Camp 2, meanwhile, which is located on the expedition's more popular South Route, sits at approximately 6,553 metres high - and it is the trek there from Base Camp (5,364 meters) that Bianca is currently working on.
Barely able to speak, she muttered under her breath: "I just got back from Camp 2 and I'm at Base Camp and I feel horrible."
Coughing and gasping for air, she continued: "My throat and my lungs... I'm so out of breath even though yesterday I was at 8,000 metres. I'm feeling the worst I have ever felt."
In a follow-up video shared on Tuesday (September 23), a dejected Bianca explained that she later made it as high as Camp 4 (7,925 metres) but was "devastated" after being forced to turn around for her own safety.
"It's so hard. I was feeling so good and so strong but I had to turn around due to something out of my control," she explained, with the aid of an oxygen mask. "I can't do anything about that and it would have been stupid to carry on."

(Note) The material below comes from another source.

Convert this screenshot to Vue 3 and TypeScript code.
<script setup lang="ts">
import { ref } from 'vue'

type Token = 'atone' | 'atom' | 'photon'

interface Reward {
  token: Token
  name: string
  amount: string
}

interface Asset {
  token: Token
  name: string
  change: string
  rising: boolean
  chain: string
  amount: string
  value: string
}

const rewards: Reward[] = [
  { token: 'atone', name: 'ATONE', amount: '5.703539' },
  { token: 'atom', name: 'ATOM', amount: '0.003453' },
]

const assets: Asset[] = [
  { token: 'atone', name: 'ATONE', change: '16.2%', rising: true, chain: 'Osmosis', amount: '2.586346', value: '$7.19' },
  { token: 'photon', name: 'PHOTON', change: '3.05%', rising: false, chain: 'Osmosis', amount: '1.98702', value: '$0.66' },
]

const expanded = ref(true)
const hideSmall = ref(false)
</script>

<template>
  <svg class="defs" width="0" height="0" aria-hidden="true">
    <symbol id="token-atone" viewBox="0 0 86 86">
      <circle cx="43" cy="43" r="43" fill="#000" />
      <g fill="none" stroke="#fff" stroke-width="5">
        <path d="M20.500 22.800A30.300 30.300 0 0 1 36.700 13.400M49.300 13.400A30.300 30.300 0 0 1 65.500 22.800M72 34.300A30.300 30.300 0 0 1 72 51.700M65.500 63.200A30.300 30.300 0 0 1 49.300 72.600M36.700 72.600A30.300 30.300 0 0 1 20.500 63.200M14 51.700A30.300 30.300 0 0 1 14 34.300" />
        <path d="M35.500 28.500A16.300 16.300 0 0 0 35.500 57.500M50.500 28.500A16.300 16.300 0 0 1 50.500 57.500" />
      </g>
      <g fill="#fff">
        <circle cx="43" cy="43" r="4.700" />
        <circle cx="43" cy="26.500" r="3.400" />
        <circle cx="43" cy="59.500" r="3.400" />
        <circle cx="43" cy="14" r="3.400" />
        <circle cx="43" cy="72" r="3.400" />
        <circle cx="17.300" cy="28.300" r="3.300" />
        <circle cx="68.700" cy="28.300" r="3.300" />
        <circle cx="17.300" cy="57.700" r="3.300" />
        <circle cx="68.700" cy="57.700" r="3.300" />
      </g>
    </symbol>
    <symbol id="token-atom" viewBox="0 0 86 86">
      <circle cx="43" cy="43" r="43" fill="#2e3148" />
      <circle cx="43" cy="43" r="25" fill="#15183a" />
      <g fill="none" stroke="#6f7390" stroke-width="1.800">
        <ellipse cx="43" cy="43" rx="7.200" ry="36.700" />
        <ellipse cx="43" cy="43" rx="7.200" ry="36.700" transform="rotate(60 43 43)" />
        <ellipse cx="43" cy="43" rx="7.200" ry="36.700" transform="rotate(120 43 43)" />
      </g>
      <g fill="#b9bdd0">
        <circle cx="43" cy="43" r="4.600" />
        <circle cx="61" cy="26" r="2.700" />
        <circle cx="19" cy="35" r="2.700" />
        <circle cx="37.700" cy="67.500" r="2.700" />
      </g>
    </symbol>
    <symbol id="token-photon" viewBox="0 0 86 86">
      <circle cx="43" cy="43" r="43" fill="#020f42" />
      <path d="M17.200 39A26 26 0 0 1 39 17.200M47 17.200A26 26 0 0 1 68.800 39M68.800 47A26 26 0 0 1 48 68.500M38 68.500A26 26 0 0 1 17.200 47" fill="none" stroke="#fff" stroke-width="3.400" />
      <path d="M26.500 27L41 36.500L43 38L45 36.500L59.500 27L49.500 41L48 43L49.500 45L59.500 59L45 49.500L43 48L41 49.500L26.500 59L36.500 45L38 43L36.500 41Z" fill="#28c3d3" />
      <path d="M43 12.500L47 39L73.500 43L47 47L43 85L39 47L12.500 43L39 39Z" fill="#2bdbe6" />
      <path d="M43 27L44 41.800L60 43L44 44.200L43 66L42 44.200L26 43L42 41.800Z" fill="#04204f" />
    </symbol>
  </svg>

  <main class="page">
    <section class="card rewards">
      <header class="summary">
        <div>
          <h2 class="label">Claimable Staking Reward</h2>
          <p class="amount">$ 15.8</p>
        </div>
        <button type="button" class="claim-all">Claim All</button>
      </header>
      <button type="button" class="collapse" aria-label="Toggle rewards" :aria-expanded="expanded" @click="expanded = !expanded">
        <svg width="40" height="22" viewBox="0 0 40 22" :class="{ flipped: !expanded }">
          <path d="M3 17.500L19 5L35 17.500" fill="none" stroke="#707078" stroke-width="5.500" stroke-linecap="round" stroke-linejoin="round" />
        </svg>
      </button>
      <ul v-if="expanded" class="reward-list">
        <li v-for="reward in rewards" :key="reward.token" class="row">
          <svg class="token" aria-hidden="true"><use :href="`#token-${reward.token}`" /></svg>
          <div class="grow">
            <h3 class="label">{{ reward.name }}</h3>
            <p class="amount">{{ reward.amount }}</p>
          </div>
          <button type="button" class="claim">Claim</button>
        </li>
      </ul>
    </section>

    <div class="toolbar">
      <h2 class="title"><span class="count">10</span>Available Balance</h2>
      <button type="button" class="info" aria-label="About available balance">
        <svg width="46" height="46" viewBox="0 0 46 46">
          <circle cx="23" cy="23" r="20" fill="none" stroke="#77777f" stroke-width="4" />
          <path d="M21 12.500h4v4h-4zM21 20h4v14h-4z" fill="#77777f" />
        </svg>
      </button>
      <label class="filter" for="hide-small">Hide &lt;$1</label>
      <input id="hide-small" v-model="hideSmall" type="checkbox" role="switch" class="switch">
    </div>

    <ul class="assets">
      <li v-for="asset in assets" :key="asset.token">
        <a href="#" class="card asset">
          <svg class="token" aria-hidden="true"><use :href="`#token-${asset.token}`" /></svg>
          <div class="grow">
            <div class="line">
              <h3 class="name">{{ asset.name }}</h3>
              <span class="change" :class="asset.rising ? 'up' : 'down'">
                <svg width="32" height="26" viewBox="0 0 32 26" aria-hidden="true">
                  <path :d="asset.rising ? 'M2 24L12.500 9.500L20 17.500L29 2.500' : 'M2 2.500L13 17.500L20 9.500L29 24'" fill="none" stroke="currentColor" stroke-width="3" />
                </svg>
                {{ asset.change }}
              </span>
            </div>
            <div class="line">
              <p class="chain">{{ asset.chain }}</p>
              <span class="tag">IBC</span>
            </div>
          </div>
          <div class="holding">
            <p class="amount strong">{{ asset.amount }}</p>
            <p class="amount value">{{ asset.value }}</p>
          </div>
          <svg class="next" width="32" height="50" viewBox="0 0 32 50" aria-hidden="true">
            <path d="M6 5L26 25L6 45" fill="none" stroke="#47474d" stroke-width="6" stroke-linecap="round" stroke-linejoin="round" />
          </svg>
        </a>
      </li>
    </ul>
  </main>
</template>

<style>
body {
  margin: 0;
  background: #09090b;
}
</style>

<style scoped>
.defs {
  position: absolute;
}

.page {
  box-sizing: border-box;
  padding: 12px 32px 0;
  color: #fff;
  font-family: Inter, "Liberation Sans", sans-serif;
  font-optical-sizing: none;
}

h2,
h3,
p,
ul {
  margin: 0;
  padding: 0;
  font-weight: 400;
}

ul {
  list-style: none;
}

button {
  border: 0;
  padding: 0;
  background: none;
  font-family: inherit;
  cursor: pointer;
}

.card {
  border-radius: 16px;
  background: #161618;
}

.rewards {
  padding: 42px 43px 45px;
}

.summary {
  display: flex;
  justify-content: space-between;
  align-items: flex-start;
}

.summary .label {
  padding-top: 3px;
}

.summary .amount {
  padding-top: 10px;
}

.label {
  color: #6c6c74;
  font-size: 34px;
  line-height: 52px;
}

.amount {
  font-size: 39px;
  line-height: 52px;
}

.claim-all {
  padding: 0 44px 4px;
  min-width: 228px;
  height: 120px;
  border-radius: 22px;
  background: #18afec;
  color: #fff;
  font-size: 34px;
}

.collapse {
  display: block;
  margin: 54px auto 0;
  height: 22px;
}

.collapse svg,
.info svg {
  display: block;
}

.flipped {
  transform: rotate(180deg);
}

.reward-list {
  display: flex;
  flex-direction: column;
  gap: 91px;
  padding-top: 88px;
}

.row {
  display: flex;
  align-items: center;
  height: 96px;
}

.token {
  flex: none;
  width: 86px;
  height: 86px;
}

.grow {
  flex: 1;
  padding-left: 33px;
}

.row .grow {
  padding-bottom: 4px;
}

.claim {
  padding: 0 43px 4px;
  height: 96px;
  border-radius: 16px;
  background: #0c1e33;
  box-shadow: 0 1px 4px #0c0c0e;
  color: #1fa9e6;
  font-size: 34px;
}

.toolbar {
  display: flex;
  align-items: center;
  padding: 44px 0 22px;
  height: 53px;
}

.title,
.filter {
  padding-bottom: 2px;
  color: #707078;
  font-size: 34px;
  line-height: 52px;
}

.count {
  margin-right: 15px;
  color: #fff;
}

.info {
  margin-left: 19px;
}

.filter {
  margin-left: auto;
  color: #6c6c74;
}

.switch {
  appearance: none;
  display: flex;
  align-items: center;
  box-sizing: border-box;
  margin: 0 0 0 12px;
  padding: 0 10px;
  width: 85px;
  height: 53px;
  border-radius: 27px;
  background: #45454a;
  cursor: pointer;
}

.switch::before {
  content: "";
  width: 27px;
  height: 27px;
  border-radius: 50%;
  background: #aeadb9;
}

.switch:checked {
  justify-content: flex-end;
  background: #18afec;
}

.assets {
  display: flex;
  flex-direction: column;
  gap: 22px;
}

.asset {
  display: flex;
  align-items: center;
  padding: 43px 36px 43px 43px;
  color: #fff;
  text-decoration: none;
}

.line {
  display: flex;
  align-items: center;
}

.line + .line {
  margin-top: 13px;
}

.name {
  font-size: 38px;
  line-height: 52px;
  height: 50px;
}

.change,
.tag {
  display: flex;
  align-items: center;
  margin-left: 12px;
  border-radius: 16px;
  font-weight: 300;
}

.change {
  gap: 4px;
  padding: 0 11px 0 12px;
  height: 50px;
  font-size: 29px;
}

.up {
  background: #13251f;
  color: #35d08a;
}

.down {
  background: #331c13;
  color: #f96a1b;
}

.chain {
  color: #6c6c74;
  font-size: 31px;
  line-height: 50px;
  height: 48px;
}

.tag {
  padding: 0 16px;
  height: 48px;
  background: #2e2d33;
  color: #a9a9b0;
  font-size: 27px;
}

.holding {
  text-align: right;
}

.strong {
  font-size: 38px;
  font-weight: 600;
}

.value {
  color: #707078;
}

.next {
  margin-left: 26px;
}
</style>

She elaborated on Instagram: "I had to turn around on Mt Everest at 8450m (400m below the summit). The winds were way too strong for what I believed was right for my own safety. I could feel my hands and toes going numb, the first step of frostbite.
"I couldn’t see anything, there was snow blowing everywhere. It was an extremely tough decision, but I always want to choose life over a potential summit. I felt strong, like I could summit, and was devastated."
Bianca continued: "The next night, my Sherpa guides and I tried again from Camp 4, but I was too exhausted from the 10-hour effort the previous night, and turned around. After three nights, and almost four days in the Death Zone at 8,000m or above, we descended back down to Camp 2."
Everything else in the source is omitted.